Bauer concludes: “I have to think that there are many pro-choicers who, while paying obeisance to the rights of people with disabilities, want at the same time to preserve their right to ensure that no one with disabilities will be born into their own families. The abortion debate is not just about a woman's right to choose whether to have a baby; it's also about a woman's right to choose which baby she wants to have.”
How is this sad state of affairs a turn in the tide? Well, for one thing, the problem is being acknowledged — the first step to recovery. For another, the voice of the mother is starting to be heard. Abortion thrives on silence — particularly the silence of the women involved. If women directly affected by abortion — those who chose it, and those who rejected it — are given a hearing, unrestricted abortion's days are numbered.
Of course, men need to be part of the conversation. Enter influential syndicated columnist Richard Cohen. In an Oct. 21 column that is sharply critical of the legal logic that led to the Supreme Court's legalization of abortion, he wrote:
“I no longer see abortion as directly related to sexual freedom or feminism, and I no longer see it strictly as a matter of personal privacy, either.”

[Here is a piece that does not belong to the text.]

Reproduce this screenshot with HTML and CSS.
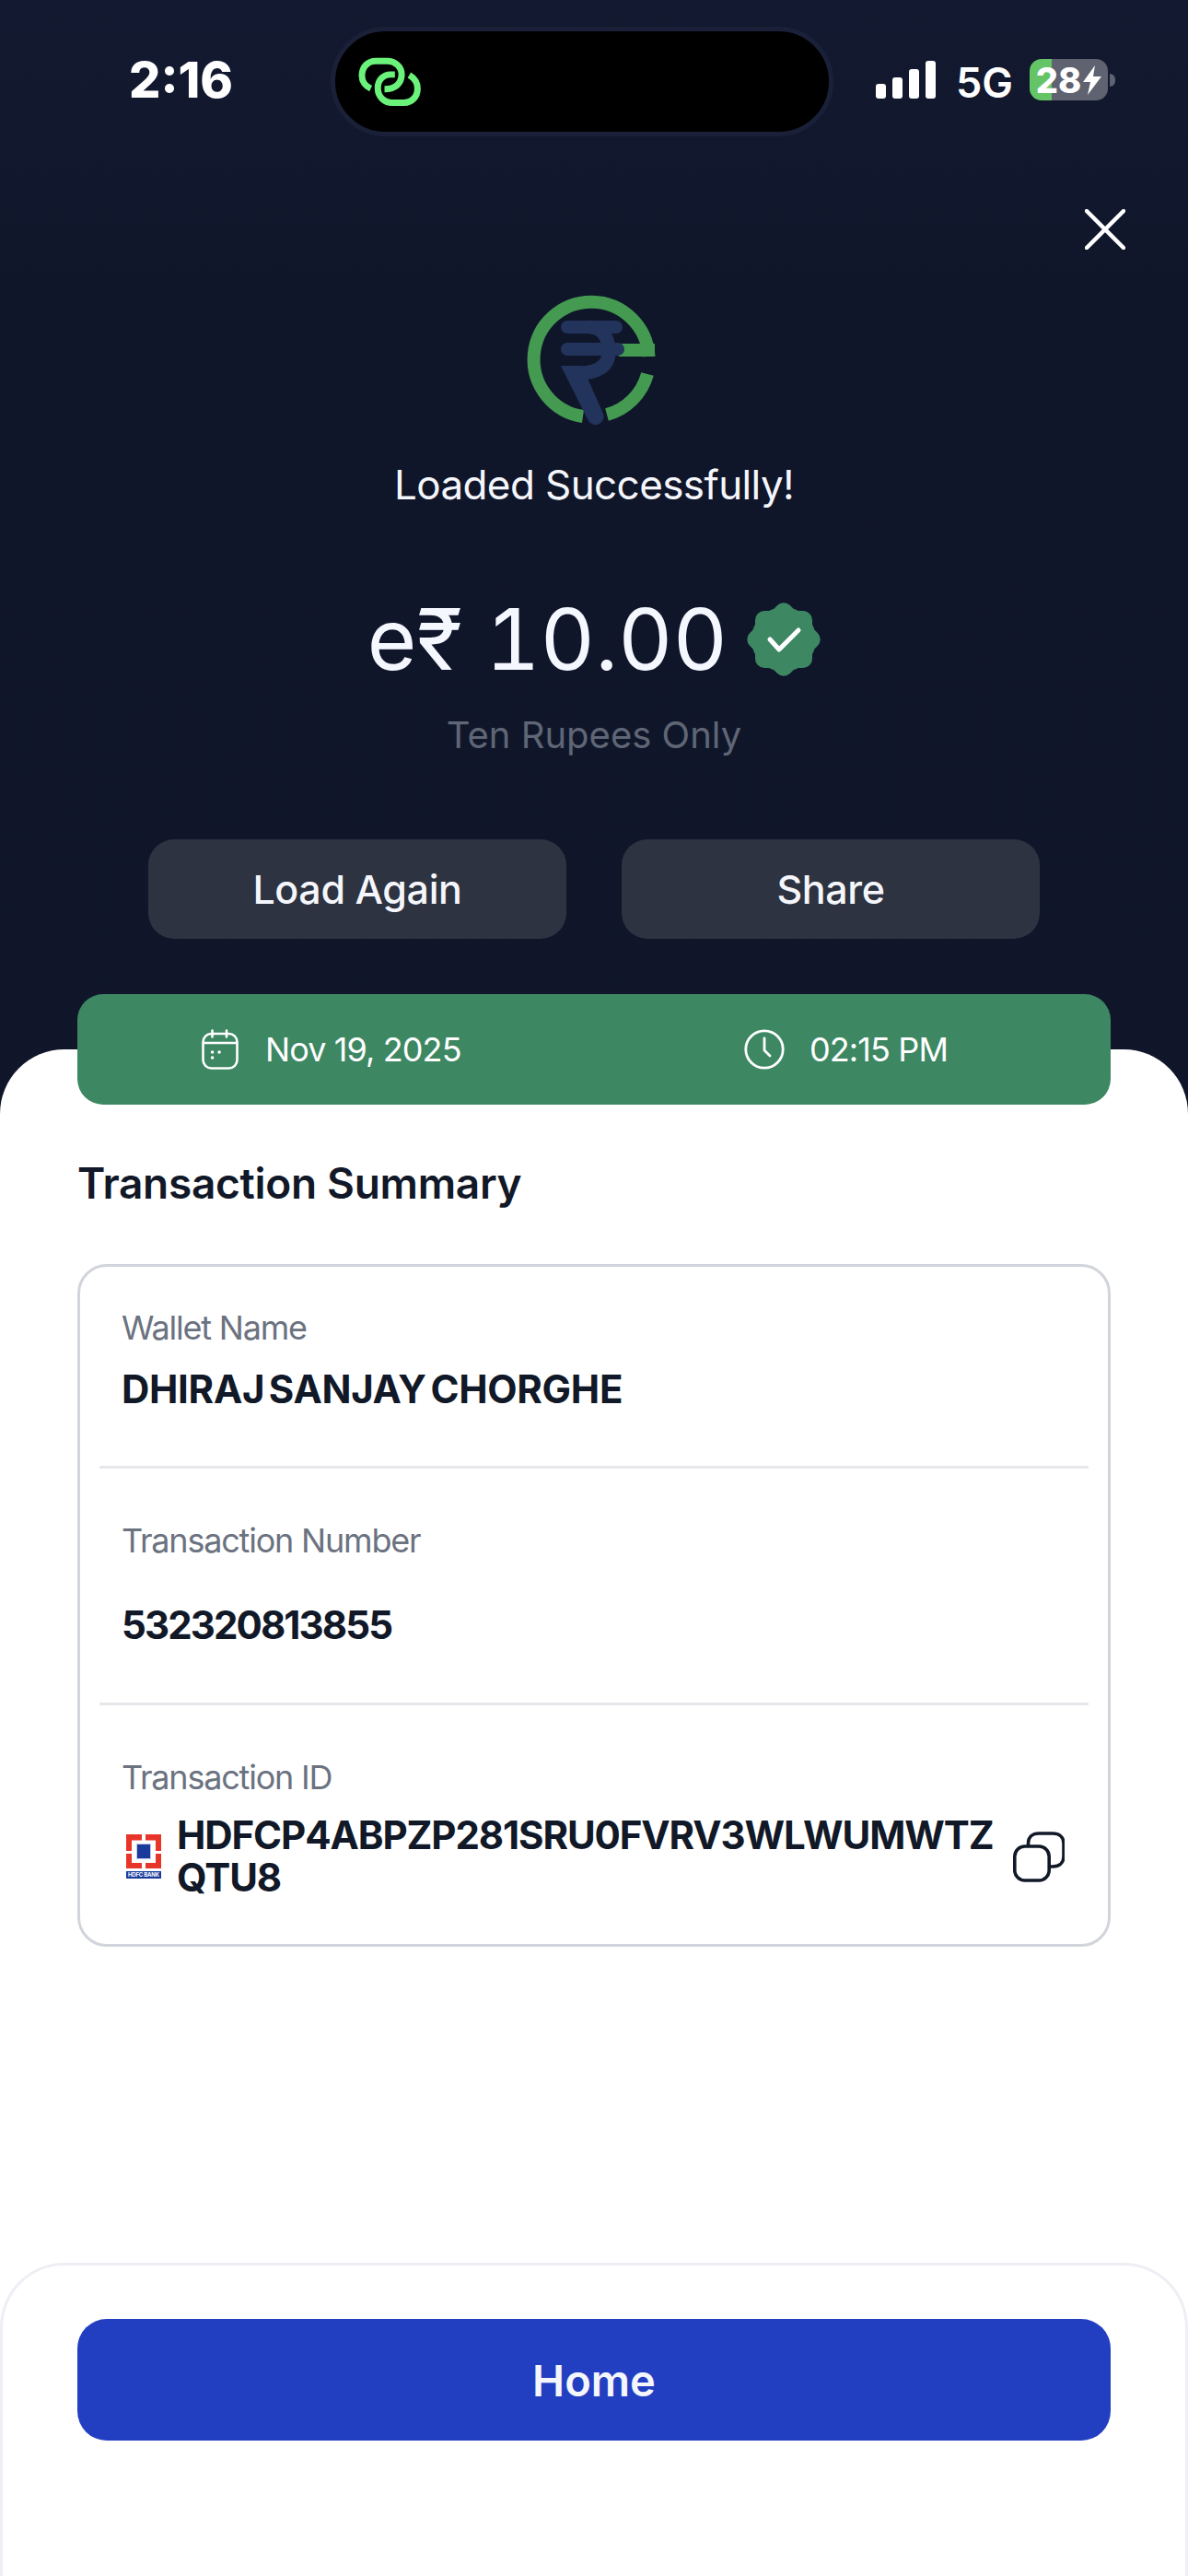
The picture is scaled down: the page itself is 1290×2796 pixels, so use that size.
FILE: index.html
```html
<!DOCTYPE html>
<html lang="en">

<head>
    <meta charset="UTF-8">
    <meta name="viewport" content="width=device-width, initial-scale=1.0">
    <title>Loaded Successfully</title>
    <link rel="stylesheet" href="styles.css">
</head>

<body>
    <div class="screen">
        <!-- Status bar -->
        <div class="status-bar">
            <span class="time">2:16</span>
            <div class="island">
                <svg class="link-icon" viewBox="140 120 220 170" fill="none" stroke="#6bf27a" stroke-width="21">
                    <path d="M187 228C170 220 158 204 158 186C158 158 176 138 204 138H240C268 138 288 158 288 182C288 210 268 230 232 230" />
                    <path d="M266 182H252C228 182 210 200 210 226C210 254 230 274 258 274H296C322 274 340 254 340 228C340 210 330 194 313 184" />
                </svg>
            </div>
            <div class="status-right">
                <div class="signal">
                    <span class="bar bar-1"></span>
                    <span class="bar bar-2"></span>
                    <span class="bar bar-3"></span>
                    <span class="bar bar-4"></span>
                </div>
                <span class="network">5G</span>
                <div class="battery">
                    <div class="battery-body">
                        <span class="battery-level">28</span>
                        <svg class="bolt" viewBox="0 0 20 32" fill="#fff">
                            <path d="M13 0L0 18H8L5 32L20 12H11Z" />
                        </svg>
                    </div>
                    <span class="battery-nub"></span>
                </div>
            </div>
        </div>

        <!-- Success header -->
        <div class="hero">
            <div class="close-row">
                <svg class="close-icon" viewBox="0 0 44 44" fill="none" stroke="#fff" stroke-width="4.5" stroke-linecap="round">
                    <path d="M2 2L42 42M42 2L2 42" />
                </svg>
            </div>
            <svg class="logo" viewBox="570 318 145 145" fill="none">
                <path d="M633 452A62.5 62.5 0 1 1 704.5 387" stroke="#439a50" stroke-width="14" />
                <path d="M703 406A62.5 62.5 0 0 1 659 450" stroke="#439a50" stroke-width="14" />
                <rect x="672" y="373" width="39" height="14" fill="#439a50" />
                <rect x="609" y="348" width="67" height="14" rx="7" fill="#22345c" />
                <rect x="609" y="372" width="69" height="14" rx="7" fill="#22345c" />
                <path d="M640 355C655 355 661 368 661 382C661 398 648 405 628 405" stroke="#22345c" stroke-width="15" />
                <path d="M609 397H632L655 449A9 9 0 0 1 638 455Z" fill="#22345c" />
            </svg>
            <p class="hero-title">Loaded Successfully!</p>
            <div class="amount-row">
                <span class="amount">e₹ 10.00</span>
                <svg class="verified" viewBox="0 0 80 80">
                    <g fill="#3d8763">
                        <circle cx="40" cy="40" r="35" />
                        <rect x="9" y="9" width="62" height="62" rx="10" />
                        <rect x="9" y="9" width="62" height="62" rx="10" transform="rotate(45 40 40)" />
                    </g>
                    <path d="M25 40L35 51L56 30" fill="none" stroke="#fff" stroke-width="5" stroke-linecap="round" stroke-linejoin="round" />
                </svg>
            </div>
            <p class="amount-words">Ten Rupees Only</p>
            <div class="hero-actions">
                <button class="ghost-btn">Load Again</button>
                <button class="ghost-btn">Share</button>
            </div>
        </div>

        <!-- White sheet -->
        <div class="sheet">
            <div class="date-bar">
                <div class="date-item date-item-day">
                    <svg class="calendar-icon" viewBox="0 0 40 44" fill="none" stroke="#fff" stroke-width="2.6" stroke-linecap="round">
                        <rect x="1.5" y="5" width="37" height="37.5" rx="9" />
                        <path d="M2 15H38M11.5 1.5V8.5M27 1.5V8.5" />
                        <path d="M11.5 25H11.7M19 25H19.2M11.5 31H11.7" stroke-width="3.4" />
                    </svg>
                    <span>Nov 19, 2025</span>
                </div>
                <div class="date-item date-item-time">
                    <svg class="clock-icon" viewBox="0 0 44 44" fill="none" stroke="#fff" stroke-width="2.8" stroke-linecap="round" stroke-linejoin="round">
                        <circle cx="22" cy="22" r="20.2" />
                        <path d="M22 10V23L28 29" />
                    </svg>
                    <span>02:15 PM</span>
                </div>
            </div>

            <h2 class="section-title">Transaction Summary</h2>

            <div class="summary-card">
                <div class="summary-row">
                    <div class="row-label">Wallet Name</div>
                    <div class="row-value row-name">DHIRAJ SANJAY CHORGHE</div>
                </div>
                <div class="summary-row row-number">
                    <div class="row-label">Transaction Number</div>
                    <div class="row-value">532320813855</div>
                </div>
                <div class="summary-row row-last">
                    <div class="row-label">Transaction ID</div>
                    <div class="txn-line">
                        <svg class="bank-logo" viewBox="0 0 38 48">
                            <path d="M0 0H17V6.5H6V18H0ZM21 0H38V18H32V6.5H21ZM0 21H6V31H17V37H0ZM38 21H32V31H21V37H38Z" fill="#e8352a" />
                            <rect x="11.5" y="10.5" width="15" height="16" fill="#1a3b9c" stroke="#c3c9e4" />
                            <rect x="0" y="40" width="38" height="8" fill="#1a3b9c" />
                            <text class="bank-name" x="19" y="46.4" text-anchor="middle" textLength="34">HDFC BANK</text>
                        </svg>
                        <div class="txn-id">HDFCP4ABPZP281SRU0FVRV3WLWUMWTZ<br>QTU8</div>
                        <svg class="copy-icon" viewBox="0 0 56 55" fill="none" stroke="#111827" stroke-width="3.6">
                            <path d="M16.5 16V13C16.5 6 21 2 28 2H43C50 2 55 6 55 13V27C55 34 50 38 43 38H39" />
                            <rect x="1.8" y="16" width="37.4" height="37" rx="11" />
                        </svg>
                    </div>
                </div>
            </div>

            <div class="footer-panel">
                <button class="home-btn">Home</button>
            </div>
        </div>
    </div>
</body>

</html>
```
FILE: styles.css
```css
* {
    margin: 0;
    padding: 0;
    box-sizing: border-box;
}

html,
body {
    width: 1290px;
    height: 2796px;
    overflow: hidden;
    font-family: Inter, "Liberation Sans", sans-serif;
}

.screen {
    width: 1290px;
    height: 2796px;
    display: flex;
    flex-direction: column;
    background: linear-gradient(180deg, #131930 0%, #10162a 320px, #111629 100%);
}

/* Status bar */

.status-bar {
    display: flex;
    align-items: flex-start;
    height: 190px;
    padding: 29px 0 0 140px;
}

.time {
    flex: none;
    width: 219px;
    margin-top: 32px;
    color: #fff;
    font-size: 54px;
    line-height: 52px;
    font-weight: 800;
}

.island {
    flex: none;
    width: 546px;
    height: 119px;
    background-color: #000;
    border: 5px solid #1a2038;
    border-radius: 60px;
    display: flex;
    align-items: flex-start;
    padding: 26px 0 0 23px;
}

.link-icon {
    width: 73px;
    height: 57px;
}

.status-right {
    display: flex;
    align-items: flex-start;
    margin-left: 46px;
    margin-top: 35px;
}

.signal {
    display: flex;
    align-items: flex-end;
    gap: 7px;
    height: 41px;
    margin-top: 2px;
}

.bar {
    width: 11px;
    background-color: #fff;
    border-radius: 3px;
}

.bar-1 {
    height: 16px;
}

.bar-2 {
    height: 23px;
}

.bar-3 {
    height: 32px;
}

.bar-4 {
    height: 41px;
}

.network {
    margin-left: 22px;
    margin-top: 3px;
    width: 80px;
    color: #fff;
    font-size: 45px;
    line-height: 45px;
    font-weight: 600;
}

.battery {
    display: flex;
    align-items: center;
}

.battery-body {
    width: 85px;
    height: 45px;
    border-radius: 13px;
    background: linear-gradient(90deg, #65c466 24px, #5f6270 24px);
    display: flex;
    align-items: center;
    justify-content: center;
    gap: 2px;
}

.battery-level {
    color: #fff;
    font-size: 38px;
    line-height: 38px;
    font-weight: 800;
}

.bolt {
    width: 20px;
    height: 32px;
}

.battery-nub {
    width: 6px;
    height: 14px;
    margin-left: 2px;
    background-color: #5f6270;
    border-radius: 0 6px 6px 0;
}

/* Hero */

.hero {
    display: flex;
    flex-direction: column;
    align-items: center;
    height: 949px;
}

.close-row {
    align-self: stretch;
    display: flex;
    justify-content: flex-end;
    padding: 37px 68px 0 0;
}

.close-icon {
    width: 44px;
    height: 44px;
}

.logo {
    width: 145px;
    height: 145px;
    margin-top: 47px;
    margin-right: 5px;
}

.hero-title {
    margin-top: 37px;
    color: #f5f6fc;
    font-size: 44px;
    line-height: 52px;
    font-weight: 400;
    letter-spacing: -0.6px;
}

.amount-row {
    display: flex;
    align-items: center;
    gap: 21px;
    margin-top: 87px;
}

.amount {
    color: #f5f7ff;
    font-size: 92px;
    line-height: 110px;
    font-weight: 400;
    font-variant-numeric: tabular-nums;
}

.verified {
    width: 80px;
    height: 80px;
}

.amount-words {
    margin-top: 25px;
    color: #5f6675;
    font-size: 40px;
    line-height: 48px;
}

.hero-actions {
    display: flex;
    gap: 60px;
    margin-top: 89px;
}

.ghost-btn {
    width: 454px;
    height: 108px;
    border: none;
    border-radius: 28px;
    background-color: #2d3340;
    color: #f5f6fc;
    font-family: inherit;
    font-size: 43px;
    font-weight: 500;
    letter-spacing: -0.4px;
}

/* Sheet */

.sheet {
    flex: 1;
    display: flex;
    flex-direction: column;
    background-color: #fff;
    border-radius: 70px 70px 0 0;
}

.date-bar {
    display: flex;
    align-items: center;
    height: 120px;
    margin: -60px 84px 0;
    padding-left: 135px;
    border-radius: 28px;
    background-color: #3d8763;
    color: #fff;
    font-size: 36px;
    letter-spacing: -0.9px;
}

.date-item {
    display: flex;
    align-items: center;
}

.date-item-day {
    gap: 29px;
    width: 589px;
}

.date-item-time {
    gap: 27px;
}

.calendar-icon {
    width: 40px;
    height: 44px;
}

.clock-icon {
    width: 44px;
    height: 44px;
}

.section-title {
    margin: 57px 84px 0;
    color: #111827;
    font-size: 46px;
    line-height: 56px;
    font-weight: 600;
    letter-spacing: -0.3px;
}

.summary-card {
    margin: 60px 84px 0;
    height: 741px;
    padding: 0 21px;
    border: 3px solid #d1d5db;
    border-radius: 32px;
}

.summary-row {
    height: 219px;
    padding: 44px 24px 0;
    border-bottom: 3px solid #e5e7eb;
}

.row-number {
    height: 257px;
    padding-top: 56px;
}

.row-last {
    padding-top: 56px;
    padding-right: 26px;
    border-bottom: none;
}

.row-label {
    color: #6b7280;
    font-size: 36px;
    line-height: 44px;
    letter-spacing: -1.2px;
}

.row-value {
    margin-top: 22px;
    color: #111827;
    font-size: 42px;
    line-height: 46px;
    font-weight: 700;
    letter-spacing: -1.9px;
}

.row-name {
    letter-spacing: -0.3px;
    word-spacing: -5px;
}

.row-number .row-value {
    margin-top: 47px;
}

.txn-line {
    display: flex;
    align-items: center;
    margin-top: 18px;
}

.bank-logo {
    flex: none;
    width: 38px;
    height: 48px;
    margin-left: 5px;
}

.bank-name {
    fill: #fff;
    font-size: 6px;
    font-weight: 700;
}

.txn-id {
    flex: 1;
    margin-left: 17px;
    color: #111827;
    font-size: 42px;
    line-height: 46px;
    font-weight: 700;
    letter-spacing: -1.1px;
    white-space: nowrap;
}

.copy-icon {
    flex: none;
    width: 56px;
    height: 55px;
}

.footer-panel {
    flex: 1;
    margin-top: 343px;
    padding-top: 58px;
    border: 3px solid #eeeef4;
    border-bottom: none;
    border-radius: 70px 70px 0 0;
    display: flex;
    flex-direction: column;
    align-items: center;
}

.home-btn {
    width: 1122px;
    height: 132px;
    border: none;
    border-radius: 32px;
    background-color: #233fc1;
    color: #f5f6fc;
    font-family: inherit;
    font-size: 47px;
    font-weight: 600;
}
```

He can now say, “It entails questions about life.” Exactly. Once women tell the story that abortion has not been good for them, life questions can be heard, too.
Where is the tide-change on abortion coming from? Cohen says he knows “plenty of people who no longer think of it as a minor procedure that only prudes and right-wingers oppose. The anti-abortion movement has made headway.”
Indeed it has — witness the new “straight talk” on a procedure previously spoken about in euphemisms and the increasing enlightenment of influential journalists. Which should give us confidence. And inspire us to redouble our efforts.